"...the God we worship is still the God of details and is still indignant when we reject His commandments for the sake of our traditions. One example will have to do here: it is abundantly clear that Jesus instituted a meal that involved wine, not unfermented grape juice, and at several points in this point, we have examined some reasons for His choice of wine. Yet, in our great wisdom, we have decided that wine is so dangerous that it has no place in the House of the Lord on the Sabbath day, while ignoring the fact that the danger of wine is precisely one of the reasons for drinking it.
"More generally, contempt for the Lord's table is contempt for the Lord of the table, and this is true for the church as it was for ancient Israel.
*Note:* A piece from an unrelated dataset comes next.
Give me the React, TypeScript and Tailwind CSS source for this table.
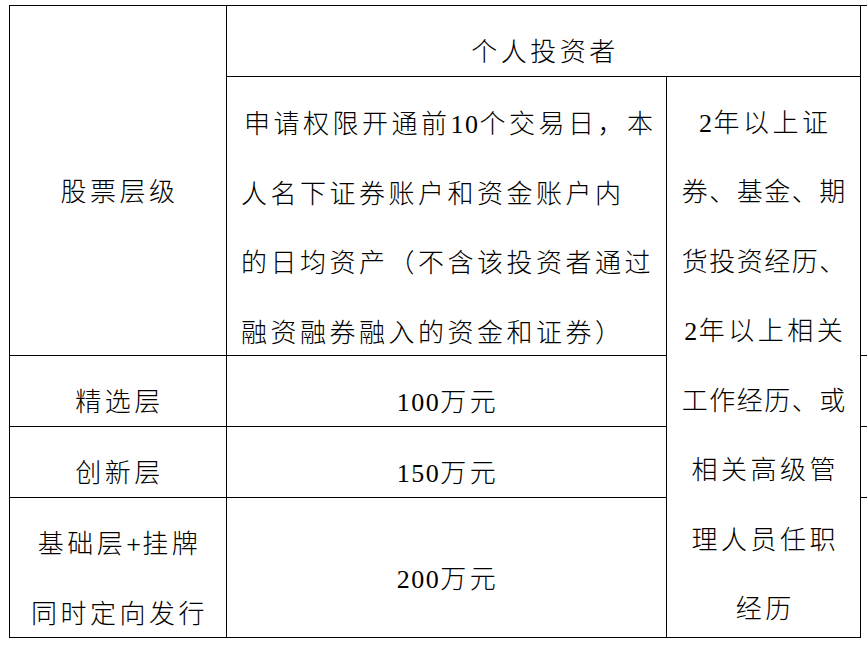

Matthew Henry wisely applied these verses of Malachi to 'those who live in careless neglect of holy ordinances.' If this is the case, man churches today live in open contempt of their Lord. The Lord has provided a generous meal for His people; we have a sacrifice from which even those who served in the temple had no right to eat. Yet we complain that it makes the service too long and is inconvenient and it is repetitive and it is boring and maybe the roast in the oven will burn. 'My, how tiresome it is,' we sniff (Malachi 1:13), and thereby prove ourselves sons of Esau."
-- Peter J. Leithart, Blessed Are the Hungry: Meditations on the Lord's Supper, 116.